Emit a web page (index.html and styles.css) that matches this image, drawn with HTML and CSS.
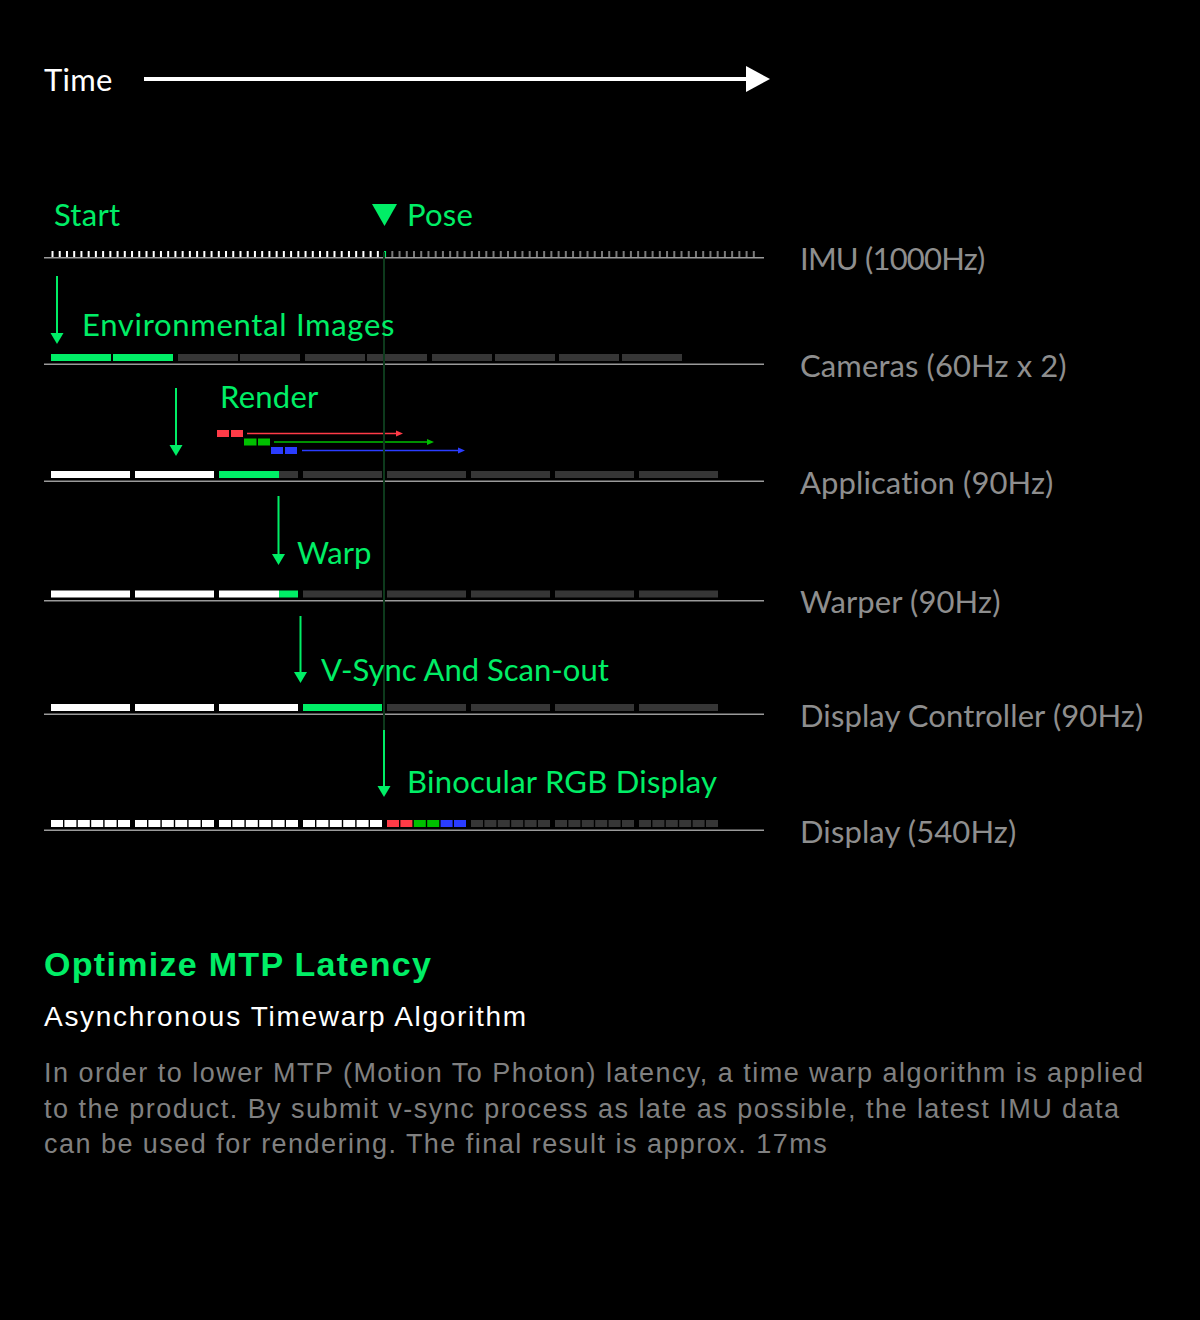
FILE: index.html
```html
<!DOCTYPE html>
<html lang="en">
<head>
<meta charset="utf-8">
<title>Optimize MTP Latency</title>
<link rel="stylesheet" href="styles.css">
</head>
<body>
<main class="page">
  <header class="time-row">
    <span class="time-label">Time</span>
    <svg class="time-arrow" width="626" height="28" viewBox="0 0 626 28" aria-hidden="true">
      <rect class="fill-white" x="0" y="12" width="604" height="4"/>
      <polygon class="fill-white" points="602,1 626,14 602,27"/>
    </svg>
  </header>

  <svg class="diagram" width="1200" height="680" viewBox="0 180 1200 680" role="img" aria-label="Timeline diagram">
    <!-- lane base lines -->
    <g class="lane-lines">
      <rect x="44" y="257" width="720" height="1.5"/>
      <rect x="44" y="363.5" width="720" height="1.5"/>
      <rect x="44" y="480.5" width="720" height="1.5"/>
      <rect x="44" y="600" width="720" height="1.5"/>
      <rect x="44" y="713.5" width="720" height="1.5"/>
      <rect x="44" y="829.5" width="720" height="1.5"/>
    </g>

    <!-- IMU ticks -->
    <g id="imu-ticks"></g>

    <!-- Cameras -->
    <g class="bars">
      <rect class="fill-green" x="51" y="354" width="60" height="7"/>
      <rect class="fill-green" x="113" y="354" width="60" height="7"/>
      <rect class="fill-dark" x="178" y="354" width="60" height="7"/>
      <rect class="fill-dark" x="240" y="354" width="60" height="7"/>
      <rect class="fill-dark" x="305" y="354" width="60" height="7"/>
      <rect class="fill-dark" x="367" y="354" width="60" height="7"/>
      <rect class="fill-dark" x="432" y="354" width="60" height="7"/>
      <rect class="fill-dark" x="495" y="354" width="60" height="7"/>
      <rect class="fill-dark" x="559" y="354" width="60" height="7"/>
      <rect class="fill-dark" x="622" y="354" width="60" height="7"/>
    </g>

    <!-- Application -->
    <g class="bars">
      <rect class="fill-white" x="51" y="471" width="79" height="7"/>
      <rect class="fill-white" x="135" y="471" width="79" height="7"/>
      <rect class="fill-dark" x="219" y="471" width="79" height="7"/>
      <rect class="fill-green" x="219" y="471" width="60" height="7"/>
      <rect class="fill-dark" x="303" y="471" width="79" height="7"/>
      <rect class="fill-dark" x="387" y="471" width="79" height="7"/>
      <rect class="fill-dark" x="471" y="471" width="79" height="7"/>
      <rect class="fill-dark" x="555" y="471" width="79" height="7"/>
      <rect class="fill-dark" x="639" y="471" width="79" height="7"/>
    </g>

    <!-- Render frames -->
    <g class="render">
      <rect class="fill-red" x="217" y="430" width="12" height="7"/>
      <rect class="fill-red" x="231" y="430" width="12" height="7"/>
      <line class="stroke-red" x1="247" y1="433.5" x2="397" y2="433.5"/>
      <polygon class="fill-red" points="396,430.5 403,433.5 396,436.5"/>

      <rect class="fill-rgreen" x="244" y="438.5" width="12.5" height="7"/>
      <rect class="fill-rgreen" x="258" y="438.5" width="12" height="7"/>
      <line class="stroke-rgreen" x1="274" y1="442" x2="428" y2="442"/>
      <polygon class="fill-rgreen" points="427,439 434,442 427,445"/>

      <rect class="fill-blue" x="271" y="447" width="12" height="7"/>
      <rect class="fill-blue" x="285" y="447" width="12" height="7"/>
      <line class="stroke-blue" x1="302" y1="450.5" x2="459" y2="450.5"/>
      <polygon class="fill-blue" points="458,447.5 465,450.5 458,453.5"/>
    </g>

    <!-- Warper -->
    <g class="bars">
      <rect class="fill-white" x="51" y="590.5" width="79" height="7"/>
      <rect class="fill-white" x="135" y="590.5" width="79" height="7"/>
      <rect class="fill-white" x="219" y="590.5" width="60" height="7"/>
      <rect class="fill-green" x="279" y="590.5" width="19" height="7"/>
      <rect class="fill-dark" x="303" y="590.5" width="79" height="7"/>
      <rect class="fill-dark" x="387" y="590.5" width="79" height="7"/>
      <rect class="fill-dark" x="471" y="590.5" width="79" height="7"/>
      <rect class="fill-dark" x="555" y="590.5" width="79" height="7"/>
      <rect class="fill-dark" x="639" y="590.5" width="79" height="7"/>
    </g>

    <!-- Display controller -->
    <g class="bars">
      <rect class="fill-white" x="51" y="704" width="79" height="7"/>
      <rect class="fill-white" x="135" y="704" width="79" height="7"/>
      <rect class="fill-white" x="219" y="704" width="79" height="7"/>
      <rect class="fill-green" x="303" y="704" width="79" height="7"/>
      <rect class="fill-dark" x="387" y="704" width="79" height="7"/>
      <rect class="fill-dark" x="471" y="704" width="79" height="7"/>
      <rect class="fill-dark" x="555" y="704" width="79" height="7"/>
      <rect class="fill-dark" x="639" y="704" width="79" height="7"/>
    </g>

    <!-- Display squares -->
    <g id="display-squares"></g>

    <!-- Pose marker line -->
    <rect class="fill-pose" x="383" y="252" width="2" height="478"/>

    <!-- Green arrows -->
    <g class="arrows">
      <line class="stroke-green" x1="57" y1="276" x2="57" y2="336"/>
      <polygon class="fill-green" points="50.5,333 63.5,333 57,344"/>
      <line class="stroke-green" x1="176" y1="388" x2="176" y2="448"/>
      <polygon class="fill-green" points="169.5,445 182.5,445 176,456"/>
      <line class="stroke-green" x1="278.5" y1="496" x2="278.5" y2="557"/>
      <polygon class="fill-green" points="272,554 285,554 278.5,565"/>
      <line class="stroke-green" x1="300.5" y1="616" x2="300.5" y2="675"/>
      <polygon class="fill-green" points="294,672 307,672 300.5,683"/>
      <line class="stroke-green" x1="384" y1="730" x2="384" y2="789"/>
      <polygon class="fill-green" points="377.5,786 390.5,786 384,797"/>
      <polygon class="fill-green" points="372,204 397,204 384.5,226"/>
    </g>

    <!-- Annotations -->
    <g class="notes">
      <text x="54" y="226">Start</text>
      <text x="407" y="226">Pose</text>
      <text class="wide" x="82" y="336">Environmental Images</text>
      <text x="220" y="408">Render</text>
      <text class="tight" x="297" y="564">Warp</text>
      <text class="tight" x="321" y="681">V-Sync And Scan-out</text>
      <text x="407" y="793">Binocular RGB Display</text>
    </g>

    <!-- Lane labels -->
    <g class="lanes">
      <text class="tight" x="800" y="270">IMU (1000Hz)</text>
      <text x="800" y="376.5">Cameras (60Hz x 2)</text>
      <text x="800" y="493.5">Application (90Hz)</text>
      <text x="800" y="612.5">Warper (90Hz)</text>
      <text x="800" y="726.5">Display Controller (90Hz)</text>
      <text x="800" y="842.5">Display (540Hz)</text>
    </g>
  </svg>

  <section class="copy">
    <h1 class="copy-title">Optimize MTP Latency</h1>
    <h2 class="copy-subtitle">Asynchronous Timewarp Algorithm</h2>
    <p class="copy-body">In order to lower MTP (Motion To Photon) latency, a time warp algorithm is applied to the product. By submit v-sync process as late as possible, the latest IMU data can be used for rendering. The final result is approx. 17ms</p>
  </section>
</main>
<script src="script.js"></script>
</body>
</html>
```

FILE: styles.css
```css
* {
  box-sizing: border-box;
}

html,
body {
  margin: 0;
  padding: 0;
  background: #000;
}

body {
  width: 1200px;
  min-height: 1320px;
  font-family: "Lato", "Liberation Sans", sans-serif;
}

.page {
  display: flex;
  flex-direction: column;
}

.time-row {
  display: flex;
  align-items: center;
  height: 28px;
  margin-top: 65px;
  padding-left: 44px;
}

.time-label {
  width: 100px;
  flex: none;
  color: #fff;
  font-size: 31px;
  line-height: 28px;
  letter-spacing: 0.3px;
}

.time-arrow {
  display: block;
  flex: none;
}

.diagram {
  display: block;
  margin-top: 87px;
}

.fill-white { fill: #ffffff; }
.fill-green { fill: #00ee66; }
.fill-dark { fill: #363636; }
.fill-gray { fill: #7a7a7a; }
.fill-red { fill: #ff3b47; }
.fill-rgreen { fill: #00c000; }
.fill-blue { fill: #2a3cff; }
.fill-pose { fill: #0d3a1c; }

.lane-lines rect { fill: #9a9a9a; }

.stroke-green { stroke: #00ee66; stroke-width: 2; }
.stroke-red { stroke: #ff3b47; stroke-width: 1.3; }
.stroke-rgreen { stroke: #00c000; stroke-width: 1.3; }
.stroke-blue { stroke: #2a3cff; stroke-width: 1.3; }

.notes text {
  fill: #00ee66;
  font-family: "Lato", "Liberation Sans", sans-serif;
  font-size: 31px;
  letter-spacing: 0.25px;
}

.notes text.wide {
  letter-spacing: 0.7px;
}

.notes text.tight,
.lanes text.tight {
  letter-spacing: 0;
}

.lanes text {
  fill: #8e8e8e;
  font-family: "Lato", "Liberation Sans", sans-serif;
  font-size: 31px;
  letter-spacing: 0.1px;
}

.lanes text.tight {
  letter-spacing: -0.8px;
}

.copy {
  display: flex;
  flex-direction: column;
  padding: 0 44px;
  margin-top: 84px;
  font-family: "Liberation Sans", Arial, sans-serif;
}

.copy-title {
  margin: 0;
  color: #00ee66;
  font-size: 34px;
  line-height: 40px;
  font-weight: 700;
  letter-spacing: 1.3px;
}

.copy-subtitle {
  margin: 16px 0 0;
  color: #fff;
  font-size: 28px;
  line-height: 34px;
  font-weight: 400;
  letter-spacing: 1.7px;
}

.copy-body {
  margin: 22px 0 0;
  max-width: 1112px;
  color: #808080;
  font-size: 27px;
  line-height: 35.5px;
  letter-spacing: 1.47px;
}
```

FILE: script.js
```js
(function () {
  var NS = "http://www.w3.org/2000/svg";

  function rect(parent, x, y, w, h, cls) {
    var r = document.createElementNS(NS, "rect");
    r.setAttribute("x", x);
    r.setAttribute("y", y);
    r.setAttribute("width", w);
    r.setAttribute("height", h);
    r.setAttribute("class", cls);
    parent.appendChild(r);
  }

  // IMU ticks: 98 samples, pose at sample 46
  var ticks = document.getElementById("imu-ticks");
  for (var i = 0; i < 98; i++) {
    var cls = i < 46 ? "fill-white" : (i === 46 ? "fill-green" : "fill-gray");
    rect(ticks, (51.5 + i * 7.23).toFixed(2), 251, 2, 6, cls);
  }

  // Display: 8 frames x 6 sub-frames
  var disp = document.getElementById("display-squares");
  var rgb = ["fill-red", "fill-red", "fill-rgreen", "fill-rgreen", "fill-blue", "fill-blue"];
  for (var f = 0; f < 8; f++) {
    for (var s = 0; s < 6; s++) {
      var c = f < 4 ? "fill-white" : (f === 4 ? rgb[s] : "fill-dark");
      rect(disp, (51 + f * 84 + s * 13.4).toFixed(2), 820, 12, 7, c);
    }
  }
})();
```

▶ [EXERCISE PROMPT]
Extract from the material all lines containing the string "styles".

▶ [CORRECT RESULT]
Emit a web page (index.html and styles.css) that matches this image, drawn with HTML and CSS.
<link rel="stylesheet" href="styles.css">
FILE: styles.css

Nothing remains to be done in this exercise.